Since the multinational entity is paralyzed, it follows that sovereign states will step in. The United States and Britain may well mount an invasion of Kosovo. If they do, it will be as it was in Iraq: a coalition built as needed, bypassing Brussels. The Germans and Italians may launch a diplomatic offensive with the Russians. If they do, it will be as Germans and Italians on behalf of their own national interests. NATO may or may not ratify the results of war and diplomacy. It will not be the front.
NATO's operational failure is a deep blow to multinational entities and a reminder of the primacy of the nation-state. As much as Clinton wanted to justify his Balkans adventure under the guise of multilateralism, in the end he will have to justify it in terms of the American national interest. As much as Germany would like to cover its abandonment of a failed strategy with NATO sanction, it will try to make its peace with Russia because German national interest requires it.

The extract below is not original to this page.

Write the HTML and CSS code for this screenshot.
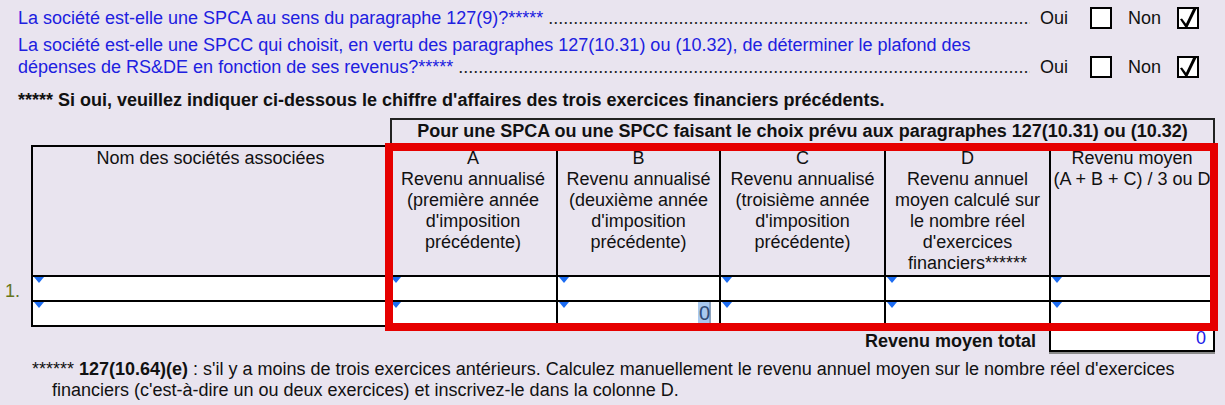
FILE: index.html
```html
<!DOCTYPE html>
<html lang="fr">
<head>
    <meta charset="UTF-8">
    <meta name="viewport" content="width=device-width, initial-scale=1.0">
    <title>Sociétés associées</title>
    <link rel="stylesheet" href="styles.css">
</head>
<body>
    <div class="questions">
        <div class="q-row">
            <span class="q-text">La société est-elle une SPCA au sens du paragraphe 127(9)?*****</span>
            <span class="leader"></span>
            <span class="opt oui">Oui</span><span class="box first"></span>
            <span class="opt non">Non</span><span class="box"><svg width="18" height="18" viewBox="0 0 18 18"><polygon points="1,10.2 3,9.4 7,14.8 14,0 17.4,0 8.6,18 6.2,18"/></svg></span>
        </div>
        <div class="q-line">La société est-elle une SPCC qui choisit, en vertu des paragraphes 127(10.31) ou (10.32), de déterminer le plafond des</div>
        <div class="q-row">
            <span class="q-text">dépenses de RS&amp;DE en fonction de ses revenus?*****</span>
            <span class="leader"></span>
            <span class="opt oui">Oui</span><span class="box first"></span>
            <span class="opt non">Non</span><span class="box"><svg width="18" height="18" viewBox="0 0 18 18"><polygon points="1,10.2 3,9.4 7,14.8 14,0 17.4,0 8.6,18 6.2,18"/></svg></span>
        </div>
        <p class="note">***** Si oui, veuillez indiquer ci-dessous le chiffre d'affaires des trois exercices financiers précédents.</p>
    </div>

    <div class="grid">
        <div></div>
        <div></div>
        <div class="sup">Pour une SPCA ou une SPCC faisant le choix prévu aux paragraphes 127(10.31) ou (10.32)</div>

        <div></div>
        <div class="head">Nom des sociétés associées</div>
        <div class="head">A<br>Revenu annualisé<br>(première année<br>d'imposition<br>précédente)</div>
        <div class="head">B<br>Revenu annualisé<br>(deuxième année<br>d'imposition<br>précédente)</div>
        <div class="head">C<br>Revenu annualisé<br>(troisième année<br>d'imposition<br>précédente)</div>
        <div class="head">D<br>Revenu annuel<br>moyen calculé sur<br>le nombre réel<br>d'exercices<br>financiers******</div>
        <div class="head last">Revenu moyen<br>(A + B + C) / 3 ou D</div>

        <div class="num">1.</div>
        <div class="cell"><i class="tri"></i></div>
        <div class="cell"><i class="tri"></i></div>
        <div class="cell"><i class="tri"></i></div>
        <div class="cell"><i class="tri"></i></div>
        <div class="cell"><i class="tri"></i></div>
        <div class="cell last"><i class="tri"></i></div>

        <div class="cell bottom"><i class="tri"></i></div>
        <div class="cell bottom"><i class="tri"></i></div>
        <div class="cell bottom val"><i class="tri"></i><span class="sel">0</span></div>
        <div class="cell bottom"><i class="tri"></i></div>
        <div class="cell bottom"><i class="tri"></i></div>
        <div class="cell bottom last"><i class="tri"></i></div>

        <div class="total-label">Revenu moyen total</div>
        <div class="total-box">0</div>

        <!-- annotation frame drawn over the table -->
        <div class="mark"></div>
    </div>

    <div class="foot">
        <div>****** <b>127(10.64)(e)</b> : s'il y a moins de trois exercices antérieurs. Calculez manuellement le revenu annuel moyen sur le nombre réel d'exercices</div>
        <div class="foot-more">financiers (c'est-à-dire un ou deux exercices) et inscrivez-le dans la colonne D.</div>
    </div>
</body>
</html>
```

FILE: styles.css
```css
* {
    box-sizing: border-box;
}

body {
    margin: 0;
    background: #e9e4ef;
    font-family: "Liberation Sans", Arial, sans-serif;
    font-size: 18px;
    color: #111;
    overflow: hidden;
}

/* questions on top */
.questions {
    padding: 7px 26px 0 18px;
}

.q-row {
    display: flex;
    align-items: center;
    height: 22px;
}

.q-line {
    margin-top: 6px;
    color: #2020e0;
}

.q-text {
    color: #2020e0;
    white-space: nowrap;
}

.leader {
    flex: 1;
    overflow: hidden;
    white-space: nowrap;
    margin: 0 10px 0 5px;
    color: #222;
}

.leader::after {
    content: "....................................................................................................................................................................................................................................................";
}

.opt {
    color: #111;
}

.oui {
    margin-right: 22px;
}

.non {
    margin-right: 16px;
}

.box {
    width: 22px;
    height: 22px;
    border: 2px solid #000;
    background: #fff;
    display: flex;
}

.box.first {
    margin-right: 16px;
}

.box svg {
    fill: #000;
}

.note {
    margin: 12px 0 0 0;
    font-weight: bold;
}

/* table */
.grid {
    position: relative;
    display: grid;
    grid-template-columns: 31px 357px 168px 163px 165px 165px 166px;
    grid-template-rows: 27px 130px 25px 27px 25px;
    margin-top: 7px;
}

.sup {
    grid-column: 3 / 8;
    margin-left: 2px;
    border: 2px solid #222;
    border-bottom: none;
    text-align: center;
    font-weight: bold;
    padding-top: 1px;
    white-space: nowrap;
}

.head {
    border-top: 2px solid #000;
    border-left: 2px solid #000;
    text-align: center;
    padding-top: 1px;
}

.head.last {
    white-space: nowrap;
    overflow: hidden;
}

.last {
    border-right: 2px solid #000;
}

.num {
    grid-row: span 2;
    padding: 6px 0 0 5px;
    color: #66761c;
}

.cell {
    background: #fff;
    border-top: 2px solid #000;
    border-left: 2px solid #000;
}

.cell.bottom {
    border-bottom: 2px solid #000;
}

.tri {
    display: block;
    width: 0;
    height: 0;
    margin-left: 1px;
    border-left: 5px solid transparent;
    border-right: 5px solid transparent;
    border-top: 6px solid #1c6cf2;
}

.val {
    display: flex;
    justify-content: space-between;
    align-items: flex-start;
}

.sel {
    background: #a9c9ef;
    color: #2f4b78;
    font-size: 20px;
    line-height: 23px;
    padding: 0 1px;
    margin-right: 8px;
    box-shadow: inset -2px 0 #8ea4c0;
}

.total-label {
    grid-column: 1 / 7;
    text-align: right;
    font-weight: bold;
    padding: 4px 13px 0 0;
}

.total-box {
    background: #fff;
    border-left: 2px solid #000;
    border-right: 2px solid #000;
    border-bottom: 2px solid #000;
    box-shadow: 0 2px 0 #8a8a8a;
    text-align: right;
    color: #2020e8;
    padding: 1px 7px 0 0;
}

.mark {
    position: absolute;
    left: 385px;
    top: 25px;
    width: 833px;
    height: 188px;
    border: 8px solid #e60000;
    pointer-events: none;
}

.foot {
    margin-top: 7px;
    padding-left: 32px;
}

.foot-more {
    padding-left: 20px;
}
```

One of the odd outcomes of this marginal military enterprise is that is it is pushing the nation-state to the fore, almost by default. NATO was designed to cope with a predetermined threat in a predetermined way. The spectacle of NATO trying to execute a war against an unexpected enemy in an unplanned way should not surprise us. It was not built for this mission and the nation- states that constitute it will not permit it to act as a super- state. They will hold on to their sovereignty and will act in their national interest. Germany and Italy will not consent to a ground war simply because NATO planners suggest it. Nor will the United States agree to a cease-fire for that reason. Policy will be set between Bonn, Rome, Washington and London. Brussels and Mons must be bypassed if anything is to be achieved. Whatever the outcome of the Kosovo affair, statesmen will think twice before trying to use NATO's machinery to wage unanticipated wars. We are approaching a peace agreement that will occur in spite of NATO's machinery and not because of it.